Modern ASIP haplotypes and their relationship to the legacy A locus alleles. The right-hand column is the translation between what your lab prints and what the current science recognises.

Read it left to right if you have a haplotype report, and right to left if you have a legacy one. The five phenotypes the haplotype system recognises, in order of dominance, are dominant yellow, shaded yellow, agouti, black saddle and black back — with recessive black at the bottom.

The Five, One at a Time

Dominant Yellow (DY) — legacy Ay

VP1 + HCP1. The cleared sable: phaeomelanin across the coat with little or no dark tipping. Called fawn, sable, red, cream or tan depending on who is describing it.

Shaded Yellow (SY) — also legacy Ay

VP2 + HCP1. The shaded sable, which keeps the dark tipping along the back and ears. Note the promoter difference from DY is a single region — one variant at the ventral promoter separates a cleared sable from a shaded one.

This is the distinction the legacy test cannot make. Both dogs read as Ay. If you are breeding sable and want to know whether a dog will clear or hold its shading, the four-allele panel cannot tell you, and no amount of staring at the pedigree will settle it.

Agouti (AG) — legacy aw

VP2 + HCP2. Banded hairs, alternating phaeomelanin and eumelanin along each shaft: wolf sable, grey sable. Uncommon in poodles.

The correspondence here is the loosest of the set, and the book flags it explicitly: some dogs historically recorded as aw turn out on haplotype testing to be black back instead. Treat a legacy aw result as a strong hint rather than a fact.

Black Saddle (BS) — legacy at

VP1 + HCP4. Tan points with the eumelanin receding to a saddle over the back as the dog matures. Called saddle tan, saddle back or hound pattern elsewhere.

In poodles, this is what the community calls creeping tan — and this is the one that causes the most frustration in a phantom programme. A creeping tan puppy is not an incorrectly marked phantom, and it is not a phantom that "went wrong". It is a different haplotype, doing exactly what its haplotype does.

Black Back (BB1–BB3) — also legacy at

VP2 + HCP3, HCP4 or HCP5. The phantom proper: eumelanin over the back, phaeomelanin at the defined points, stable through life. Three subtypes, differing only in the hair cycle promoter.

Recessive Black (a)

A loss-of-function variant. Solid eumelanin when homozygous. Rare in poodles.

Why This Matters at the Whelping Box

The dominance chain is DY > SY > AG > BS > BB > a. Two practical consequences follow, and they are the reason the haplotype system is worth the cost in specific cases:

  1. A phantom line throwing dogs whose markings expand with age is not failing.

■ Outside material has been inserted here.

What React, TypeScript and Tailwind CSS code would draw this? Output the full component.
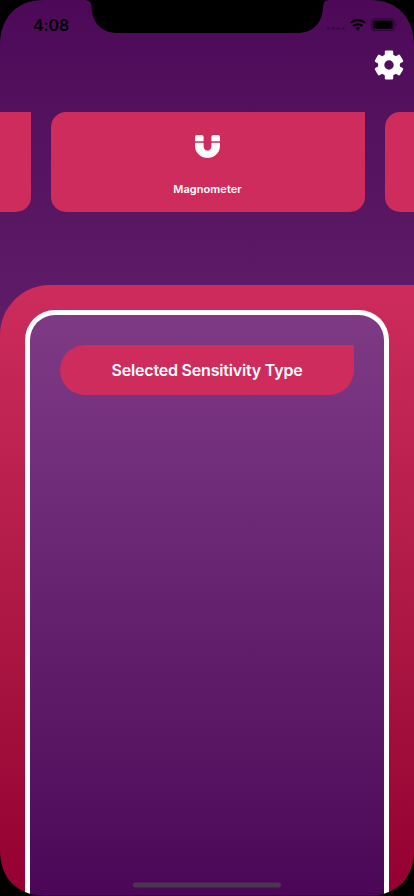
import { FaMagnet } from 'react-icons/fa';

function StatusBar() {
  return (
    <div className="flex h-[50px] shrink-0 items-start justify-between pl-[33px] pt-[15px] text-black">
      <span className="text-[16px] font-semibold leading-[20px] tracking-[-0.1px]">4:08</span>
      <svg width="88" height="20" viewBox="326 15 88 20">
        <g fill="#3a0744">
          <circle cx="328.3" cy="28.6" r="1.4" />
          <circle cx="333.3" cy="28.6" r="1.4" />
          <circle cx="338.3" cy="28.6" r="1.4" />
          <circle cx="343.3" cy="28.6" r="1.4" />
        </g>
        <g fill="none" stroke="#000" strokeWidth="2.1">
          <path d="M350.4 23.1a10.8 10.8 0 0 1 14.8 0" />
          <path d="M353.2 26a6.8 6.8 0 0 1 9.2 0" />
        </g>
        <path d="M357.8 30.4l-2.4-2.4a3.5 3.5 0 0 1 4.8 0z" />
        <rect x="371.8" y="18.8" width="22.4" height="11.6" rx="3" fill="none" stroke="#32063c" strokeWidth="1.2" />
        <rect x="373.3" y="20.4" width="19.4" height="8.4" rx="1.6" />
        <path d="M395.6 22.6c1.6.5 1.6 3.500 0 4z" fill="#32063c" />
      </svg>
    </div>
  );
}

function GearIcon() {
  return (
    <svg width="30" height="30" viewBox="-15 -15 30 30" fill="#fff">
      <circle r="7.8" fill="none" stroke="#fff" strokeWidth="6.2" />
      <rect x="-4.200" y="-14.500" width="8.400" height="7.500" rx="1.200" />
      <rect x="-4.200" y="-14.500" width="8.400" height="7.500" rx="1.200" transform="rotate(60)" />
      <rect x="-4.200" y="-14.500" width="8.400" height="7.500" rx="1.200" transform="rotate(120)" />
      <rect x="-4.200" y="-14.500" width="8.400" height="7.500" rx="1.200" transform="rotate(180)" />
      <rect x="-4.200" y="-14.500" width="8.400" height="7.500" rx="1.200" transform="rotate(240)" />
      <rect x="-4.200" y="-14.500" width="8.400" height="7.500" rx="1.200" transform="rotate(300)" />
    </svg>
  );
}

function DeviceFrame() {
  return (
    <svg className="pointer-events-none absolute inset-0" width="414" height="896" viewBox="0 0 414 896">
      <path
        fillRule="evenodd"
        d="M0 0H414V896H0ZM44 0C17 0 0 17 0 46V850C0 878 17 895.5 44 895.5H370C397 895.5 414 878 414 850V46C414 17 397 0 370 0Z"
      />
      <path d="M84 0C89 0 91.5 2.500 91.500 7C92 23 102 33 118 33H297C313 33 322.500 23 323 7C323 2.500 325.500 0 330 0Z" />
      <rect x="133" y="882.500" width="148" height="5" rx="2.500" fill="#4c3551" />
    </svg>
  );
}

export default function App() {
  return (
    <main className="relative flex h-[896px] w-[414px] flex-col overflow-hidden bg-linear-to-b from-[#4d0958] to-[#7f3a86] font-['Inter','Liberation_Sans',sans-serif]">
      <StatusBar />
      <header className="flex h-[62px] shrink-0 items-start justify-end pr-[10px]">
        <GearIcon />
      </header>
      <section className="flex h-[100px] shrink-0 justify-center gap-5 pl-[2px]">
        <div className="w-[314px] shrink-0 rounded-[15px] rounded-tr-none bg-[#cd2c5d]" />
        <div className="flex w-[314px] shrink-0 flex-col items-center rounded-[15px] rounded-tr-none bg-[#cd2c5d] pr-[1px] pt-[22px] text-white">
          <FaMagnet className="size-[25px]" />
          <span className="mt-[23px] text-[11px] font-semibold leading-[14px] tracking-[0.08px]">Magnometer</span>
        </div>
        <div className="w-[314px] shrink-0 rounded-[15px] rounded-tr-none bg-[#cd2c5d]" />
      </section>
      <section className="mt-[73px] flex min-h-0 flex-1 flex-col rounded-tl-[50px] bg-linear-to-b from-[#cd2c5d] to-[#930031] px-[25px] pt-[25px]">
        <div className="flex-1 rounded-t-[30px] border-x-[5px] border-t-[5px] border-white bg-linear-to-b from-[#7f3a86] to-[#4b0657] px-[30px] pt-[30px]">
          <div className="flex h-[50px] items-center justify-center rounded-[25px] rounded-tr-none bg-[#cd2c5d] text-[16px] font-semibold tracking-[-0.19px] text-white">
            Selected Sensitivity Type
          </div>
        </div>
      </section>
      <DeviceFrame />
    </main>
  );
}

Those dogs are black saddle, not black back. Legacy testing calls both at and leaves you to wonder what went wrong. Nothing went wrong.

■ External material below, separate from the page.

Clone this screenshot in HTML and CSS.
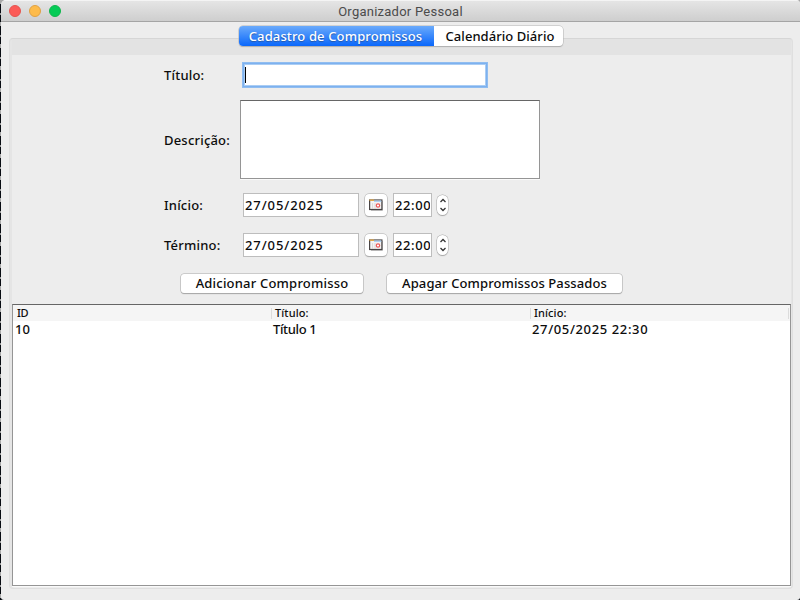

  2. Sable that clears versus sable that holds is a coin you cannot see. Both are Ay. If that distinction matters to your programme, haplotype-level testing is the only thing that answers it.

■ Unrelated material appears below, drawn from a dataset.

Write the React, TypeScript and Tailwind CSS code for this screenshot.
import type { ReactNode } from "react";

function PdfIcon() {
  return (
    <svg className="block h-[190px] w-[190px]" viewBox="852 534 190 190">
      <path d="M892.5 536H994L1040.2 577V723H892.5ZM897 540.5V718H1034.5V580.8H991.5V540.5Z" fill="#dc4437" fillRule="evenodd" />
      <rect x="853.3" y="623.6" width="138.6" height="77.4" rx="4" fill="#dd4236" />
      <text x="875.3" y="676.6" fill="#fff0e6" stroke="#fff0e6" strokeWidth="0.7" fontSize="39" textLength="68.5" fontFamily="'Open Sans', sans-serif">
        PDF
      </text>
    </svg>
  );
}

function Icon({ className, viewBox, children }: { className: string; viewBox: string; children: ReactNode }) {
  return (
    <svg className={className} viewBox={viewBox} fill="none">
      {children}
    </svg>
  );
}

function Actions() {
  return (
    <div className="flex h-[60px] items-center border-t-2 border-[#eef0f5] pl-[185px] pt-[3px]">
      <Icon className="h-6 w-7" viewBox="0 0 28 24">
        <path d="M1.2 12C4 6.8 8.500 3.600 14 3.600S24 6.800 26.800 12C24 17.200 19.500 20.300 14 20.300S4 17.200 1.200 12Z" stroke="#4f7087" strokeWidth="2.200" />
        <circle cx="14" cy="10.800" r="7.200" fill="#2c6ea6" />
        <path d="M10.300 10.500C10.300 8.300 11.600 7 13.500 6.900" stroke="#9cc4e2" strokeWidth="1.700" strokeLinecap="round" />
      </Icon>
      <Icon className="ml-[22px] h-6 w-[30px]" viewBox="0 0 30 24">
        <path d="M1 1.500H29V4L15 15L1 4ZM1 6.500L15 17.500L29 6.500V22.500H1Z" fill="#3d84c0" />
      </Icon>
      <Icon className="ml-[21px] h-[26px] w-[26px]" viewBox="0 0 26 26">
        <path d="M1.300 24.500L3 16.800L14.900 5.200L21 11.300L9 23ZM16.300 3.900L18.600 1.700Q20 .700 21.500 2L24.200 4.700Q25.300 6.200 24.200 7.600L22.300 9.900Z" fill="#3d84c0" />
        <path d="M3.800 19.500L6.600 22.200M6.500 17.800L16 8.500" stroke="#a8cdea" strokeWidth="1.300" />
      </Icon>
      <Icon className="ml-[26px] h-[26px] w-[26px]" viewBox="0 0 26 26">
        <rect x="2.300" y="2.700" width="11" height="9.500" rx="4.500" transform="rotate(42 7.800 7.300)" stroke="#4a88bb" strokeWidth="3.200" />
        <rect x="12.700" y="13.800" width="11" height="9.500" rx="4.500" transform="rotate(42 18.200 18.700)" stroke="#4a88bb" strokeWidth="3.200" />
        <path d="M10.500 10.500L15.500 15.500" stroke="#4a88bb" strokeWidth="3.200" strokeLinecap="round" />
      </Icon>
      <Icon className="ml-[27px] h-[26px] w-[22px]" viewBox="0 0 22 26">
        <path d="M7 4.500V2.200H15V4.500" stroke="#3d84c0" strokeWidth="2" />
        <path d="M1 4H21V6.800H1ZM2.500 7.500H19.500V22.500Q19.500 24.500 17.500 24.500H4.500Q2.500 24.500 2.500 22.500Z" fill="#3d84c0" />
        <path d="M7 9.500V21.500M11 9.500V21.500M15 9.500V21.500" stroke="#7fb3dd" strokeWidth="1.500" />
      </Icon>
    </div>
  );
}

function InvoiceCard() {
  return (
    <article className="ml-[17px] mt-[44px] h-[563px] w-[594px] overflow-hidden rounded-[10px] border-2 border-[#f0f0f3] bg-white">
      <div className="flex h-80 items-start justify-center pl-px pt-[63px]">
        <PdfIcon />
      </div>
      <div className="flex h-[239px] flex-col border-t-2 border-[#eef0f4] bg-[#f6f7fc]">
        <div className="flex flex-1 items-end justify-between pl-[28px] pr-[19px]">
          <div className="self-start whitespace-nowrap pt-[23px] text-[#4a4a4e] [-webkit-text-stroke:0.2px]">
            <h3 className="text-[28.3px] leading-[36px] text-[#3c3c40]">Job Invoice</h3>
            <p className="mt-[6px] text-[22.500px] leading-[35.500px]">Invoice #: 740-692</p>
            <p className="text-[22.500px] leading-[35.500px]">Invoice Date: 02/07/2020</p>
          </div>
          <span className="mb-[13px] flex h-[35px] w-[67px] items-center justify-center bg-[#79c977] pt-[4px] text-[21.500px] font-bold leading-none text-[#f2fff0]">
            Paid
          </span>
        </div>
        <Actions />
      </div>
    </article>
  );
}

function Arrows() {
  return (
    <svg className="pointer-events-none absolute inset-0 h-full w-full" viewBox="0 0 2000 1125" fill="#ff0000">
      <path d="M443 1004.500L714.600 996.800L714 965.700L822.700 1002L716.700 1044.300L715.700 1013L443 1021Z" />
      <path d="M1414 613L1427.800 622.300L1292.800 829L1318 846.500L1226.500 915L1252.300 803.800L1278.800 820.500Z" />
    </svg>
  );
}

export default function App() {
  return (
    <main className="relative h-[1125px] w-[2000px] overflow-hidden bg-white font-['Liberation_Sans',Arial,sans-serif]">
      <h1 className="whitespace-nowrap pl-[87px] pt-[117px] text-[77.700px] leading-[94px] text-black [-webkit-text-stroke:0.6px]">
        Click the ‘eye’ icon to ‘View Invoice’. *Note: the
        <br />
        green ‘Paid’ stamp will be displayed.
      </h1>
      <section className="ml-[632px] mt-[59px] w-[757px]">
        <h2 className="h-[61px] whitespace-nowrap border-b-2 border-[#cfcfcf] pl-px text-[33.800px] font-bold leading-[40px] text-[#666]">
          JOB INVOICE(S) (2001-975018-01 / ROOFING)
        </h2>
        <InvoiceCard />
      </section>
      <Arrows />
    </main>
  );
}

And the same caveat as everywhere else on this site: an ee dog shows none of this either. The A locus distributes eumelanin, and an ee dog has none in its coat. The haplotype is still there, still inherited, still perfectly capable of appearing in the next generation.

Which Test Should You Order?

Standard commercial A locus panels report the legacy four alleles and are adequate for most purposes. Haplotype-level ASIP testing, now offered by several laboratories, is worth the cost in two circumstances:

  • You are working with sable and want to know whether a dog is dominant yellow or shaded yellow. The legacy test cannot distinguish them.
  • You have a phantom line producing dogs whose markings expand with age. That is black saddle rather than black back, and it is not a marking fault.

Outside those two cases, the legacy panel will serve.

A Note on Notation

This site leads with the legacy notation, and the reason is practical rather than scientific. The report in front of the breeder says at/at. The stud contract says phantom. The conversation at the show says phantom. Insisting on VP2-HCP3/VP2-HCP4 would be more precise and less useful, and every sentence would need translating back into the language breeders actually work in.

But the haplotype system explains things the four-allele model cannot. Where it does, this site says so.